The rosy spot in all of this is that some companies have introduced genuinely upgradeable surround-sound processors and have supported these units with regular updates. These are decent hedges against having to scrap an expensive component when Dolby releases a shiny new processing mode everyone just has to have. But while I’ve been known to drop a few dimes on gear, I just can’t get excited about a $10,000 surround-sound processor when I know its cutting-edge features will be supplanted at half the price within two years.

There is another solution: the home-theater bypass, aka the unity-gain input. This feature, fairly standard fare among today’s multichannel and two-channel preamps, allows an external processor to control the volume of two or more channels when these are routed through a specified input on the preamp. The advantage of this setup is that, when listening to sources such as two-channel SACD, DVD-Audio, and CD, you can maintain the highest level of sound quality by not using a processor and instead routing the signal straight from source to preamp. But then, when the need arises, you also have access to the latest surround formats via a separate processing component.

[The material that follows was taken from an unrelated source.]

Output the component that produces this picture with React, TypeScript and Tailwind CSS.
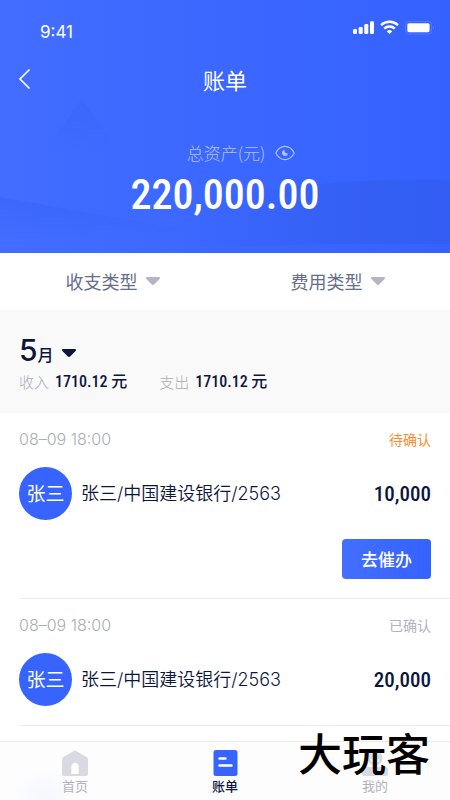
import { useState } from 'react';
import clsx from 'clsx';

type BillStatus = 'pending' | 'confirmed';

interface Bill {
  id: number;
  time: string;
  name: string;
  account: string;
  amount: string;
  status: BillStatus;
}

const bills: Bill[] = [
  { id: 1, time: '08–09 18:00', name: '张三', account: '张三/中国建设银行/2563', amount: '10,000', status: 'pending' },
  { id: 2, time: '08–09 18:00', name: '张三', account: '张三/中国建设银行/2563', amount: '20,000', status: 'confirmed' },
];

const statusLabels: Record<BillStatus, string> = {
  pending: '待确认',
  confirmed: '已确认',
};

const numFont = "font-['Roboto_Condensed','Liberation_Sans_Narrow','Noto_Sans_CJK_SC',sans-serif]";
const textFont = "font-['Inter','Noto_Sans_CJK_SC',sans-serif]";

function Caret({ className }: { className?: string }) {
  return (
    <svg className={clsx('h-2 w-3.5 shrink-0', className)} viewBox="0 0 14 8" fill="currentColor" aria-hidden="true">
      <path d="M1.2 0h11.6c1.1 0 1.5 1.2.8 1.9L8.4 7.3a2 2 0 0 1-2.8 0L.4 1.9C-.3 1.2.1 0 1.2 0Z" />
    </svg>
  );
}

function HeaderArt() {
  return (
    <svg className="absolute inset-0 h-full w-full" viewBox="0 0 450 253" preserveAspectRatio="none" aria-hidden="true">
      <defs>
        <linearGradient id="peak" x1="0" y1="0" x2="0" y2="1">
          <stop offset="0" stopColor="#2f5af0" stopOpacity="0.25" />
          <stop offset="1" stopColor="#2f5af0" stopOpacity="0" />
        </linearGradient>
        <linearGradient id="slope" x1="0" y1="0" x2="0" y2="1">
          <stop offset="0" stopColor="#2f5af0" stopOpacity="0.35" />
          <stop offset="1" stopColor="#2f5af0" stopOpacity="0" />
        </linearGradient>
        <linearGradient id="hill" x1="0" y1="0" x2="1" y2="0">
          <stop offset="0" stopColor="#3059e6" stopOpacity="0" />
          <stop offset="0.7" stopColor="#3059e6" stopOpacity="0.45" />
          <stop offset="1" stopColor="#3059e6" stopOpacity="0.45" />
        </linearGradient>
      </defs>
      <path d="M82 99 L121 153 H43 Z" fill="url(#peak)" />
      <path d="M0 197 L190 231 L0 237 Z" fill="url(#slope)" />
      <path d="M180 204 C270 188 350 177 450 180 V244 H330 L180 248 Z" fill="url(#hill)" />
    </svg>
  );
}

function StatusBar() {
  return (
    <div className="flex items-start justify-between pt-5 pr-4 pl-10">
      <span className="font-['Inter',sans-serif] text-[17px] leading-6">9:41</span>
      <div className="flex items-center gap-1.5">
        <svg className="h-4 w-[21px]" viewBox="0 0 21 16" fill="currentColor" aria-hidden="true">
          <rect x="0" y="9" width="4" height="5" rx="1.2" />
          <rect x="5.7" y="7" width="4" height="7" rx="1.2" />
          <rect x="11.3" y="4" width="4" height="10" rx="1.2" />
          <rect x="17" y="1.3" width="4" height="12.7" rx="1.2" />
        </svg>
        <svg className="h-4 w-[19px]" viewBox="0 0 19 16" fill="none" stroke="currentColor" strokeWidth="2.4" aria-hidden="true">
          <path d="M1 5.2a12.3 12.3 0 0 1 17 0" />
          <path d="M4.2 8.7a7.6 7.6 0 0 1 10.6 0" />
          <path d="M9.5 14 6.8 11.4a3.8 3.8 0 0 1 5.4 0Z" fill="currentColor" stroke="none" />
        </svg>
        <svg className="h-4 w-[29px]" viewBox="0 0 29 16" aria-hidden="true">
          <rect x="0.5" y="1.5" width="26" height="12.5" rx="3.5" fill="none" stroke="white" strokeOpacity="0.14" />
          <rect x="2.3" y="3.2" width="22.3" height="9" rx="1.6" fill="white" />
          <path d="M28 5.8v4q1-.6 1-2t-1-2Z" fill="white" fillOpacity="0.2" />
        </svg>
      </div>
    </div>
  );
}

function EyeIcon() {
  return (
    <svg className="h-4 w-5" viewBox="0 0 20 16" fill="none" stroke="currentColor" strokeWidth="1.2" aria-hidden="true">
      <path d="M.8 8C3 3.6 6.2 1.4 10 1.4S17 3.6 19.2 8C17 12.4 13.8 14.6 10 14.6S3 12.4.8 8Z" />
      <path d="M9.6 5a3 3 0 1 0 3.4 3.4A2.8 2.8 0 0 1 9.6 5Z" fill="currentColor" stroke="none" />
    </svg>
  );
}

function FilterSelect({ label, options }: { label: string; options: string[] }) {
  return (
    <div className="flex items-center justify-center text-[#676e8b]">
      <select aria-label={label} className="h-9 appearance-none bg-transparent text-lg leading-9 outline-none">
        <option value="">{label}</option>
        {options.map((o) => (
          <option key={o}>{o}</option>
        ))}
      </select>
      <Caret className="pointer-events-none ml-2 text-[#b3b5c5]" />
    </div>
  );
}

function BillItem({ bill }: { bill: Bill }) {
  const pending = bill.status === 'pending';
  return (
    <li className="ml-[19px] border-b border-[#ececee] pt-3.5 pr-[19px] pb-[19px]">
      <div className="flex h-6 items-center justify-between">
        <time className="font-['Inter',sans-serif] text-base leading-6 font-light text-[#a9adba]">{bill.time}</time>
        <span className={clsx('text-sm leading-5', pending ? 'text-[#ff8b2c]' : 'text-[#b0b3c0]')}>
          {statusLabels[bill.status]}
        </span>
      </div>
      <div className="mt-4 flex items-center">
        <span className="flex size-[53px] shrink-0 items-center justify-center rounded-full bg-[#3764ff] text-[19px] text-white">
          {bill.name}
        </span>
        <span className={clsx(textFont, 'ml-[9px] flex-1 text-lg font-[350]')}>{bill.account}</span>
        <span className={clsx(numFont, 'text-[21px] leading-6 font-medium')}>{bill.amount}</span>
      </div>
      {pending && (
        <div className="mt-[19px] flex justify-end">
          <button className="h-10 rounded-[4px] bg-linear-to-r from-[#446fff] to-[#3561ff] px-[19px] text-[17px] font-medium text-white">
            去催办
          </button>
        </div>
      )}
    </li>
  );
}

const tabs = [
  {
    key: 'home',
    label: '首页',
    icon: (
      <path
        d="M12.2.7a1.6 1.6 0 0 1 1.6 0L24.6 7A2.8 2.8 0 0 1 26 9.4V24a2 2 0 0 1-2 2H2a2 2 0 0 1-2-2V9.4A2.8 2.8 0 0 1 1.4 7ZM9.3 24h7.4v-7.5a3.7 3.7 0 0 0-7.4 0Z"
        fillRule="evenodd"
      />
    ),
  },
  {
    key: 'bill',
    label: '账单',
    icon: (
      <>
        <rect x="1.5" width="24" height="26" rx="2.5" />
        <path d="M7.5 8.5h6M7.5 15.5h12" stroke="white" strokeWidth="2.4" strokeLinecap="round" />
      </>
    ),
  },
  {
    key: 'mine',
    label: '我的',
    icon: (
      <>
        <circle cx="13" cy="8" r="7.5" />
        <path d="M9 9.5c2 3 6 3 8 0" fill="none" stroke="white" strokeWidth="1.6" />
        <rect y="17" width="26" height="9" rx="2" />
      </>
    ),
  },
];

export default function App() {
  const [active, setActive] = useState('bill');
  const [visible, setVisible] = useState(true);

  return (
    <div className="flex min-h-screen flex-col bg-white font-['Noto_Sans_CJK_SC',sans-serif] text-[#0c163d]">
      <header className="relative bg-linear-to-r from-[#426dff] to-[#3561ff] text-white">
        <HeaderArt />
        <div className="relative pb-8">
          <StatusBar />
          <div className="mt-[19px] grid grid-cols-[1fr_auto_1fr] items-center px-4">
            <button aria-label="返回" className="justify-self-start">
              <svg className="h-6 w-4" viewBox="0 0 16 24" fill="none" stroke="currentColor" strokeWidth="1.7" aria-hidden="true">
                <path d="M13.5 2.5 4 12l9.5 9.5" />
              </svg>
            </button>
            <h1 className="text-[22px] leading-8">账单</h1>
          </div>
          <div className="mt-[46px] flex items-center justify-center gap-2.5 pl-8 text-white/60">
            <span className="text-[17px] leading-6 font-light">总资产(元)</span>
            <button aria-label="显示或隐藏金额" onClick={() => setVisible(!visible)}>
              <EyeIcon />
            </button>
          </div>
          <p className={clsx(numFont, 'mt-1 text-center text-[42px] leading-[52px] font-medium')}>
            {visible ? '220,000.00' : '******'}
          </p>
        </div>
      </header>

      <div className="grid h-[57px] grid-cols-2 pb-0.5">
        <FilterSelect label="收支类型" options={['收入', '支出']} />
        <FilterSelect label="费用类型" options={['房租', '水电']} />
      </div>

      <section className="bg-[#f9f9f9] px-[19px] pt-5 pb-[19px]">
        <button className="flex items-baseline" aria-haspopup="listbox">
          <span className="font-['Inter',sans-serif] text-[30px] leading-10 font-medium">5</span>
          <span className="text-base font-medium">月</span>
          <Caret className="mt-1.5 ml-2 self-center" />
        </button>
        <div className="flex gap-8 leading-6">
          {['收入', '支出'].map((label) => (
            <p key={label} className="flex items-center gap-1.5">
              <span className="text-[15px] font-light text-[#a9adba]">{label}</span>
              <span className={clsx(numFont, 'text-base leading-6 font-medium')}>1710.12 元</span>
            </p>
          ))}
        </div>
      </section>

      <ul>
        {bills.map((bill) => (
          <BillItem key={bill.id} bill={bill} />
        ))}
      </ul>

      <nav className="sticky bottom-0 mt-auto grid grid-cols-3 border-t border-[#ececee] bg-[radial-gradient(circle_at_45px_58px,#f4f7ff,#fdfdfe_32px)] pt-2 pb-1">
        {tabs.map((tab) => (
          <button
            key={tab.key}
            onClick={() => setActive(tab.key)}
            className={clsx(
              'flex flex-col items-center',
              active === tab.key ? 'font-medium text-[#0c163d]' : 'text-[#b0b3c0]'
            )}
          >
            <svg
              className={clsx('size-[26px]', active === tab.key ? 'text-[#3764ff]' : 'text-[#d8dae1]')}
              viewBox="0 0 26 26"
              fill="currentColor"
              aria-hidden="true"
            >
              {tab.icon}
            </svg>
            <span className="text-[13px] leading-5">{tab.label}</span>
          </button>
        ))}
        <span className="pointer-events-none absolute right-5 bottom-7 text-[44px] leading-10 font-medium text-black [text-shadow:0_0_2px_#fffbe0]">
          大玩客
        </span>
      </nav>
    </div>
  );
}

This does complicate your system somewhat, because you have to add a dedicated processor; one of the latest receivers is a good choice for most systems.

The upside is that you can invest in a top-quality preamp that won’t become obsolete as you remove it from the box. When it’s time to update your processing, you won’t have to ditch your preamp functions -- source switching and volume control -- as part of the deal. Is this arrangement perfect? Not hardly, but it’s a viable alternative, and that one many people, including me, have already adopted.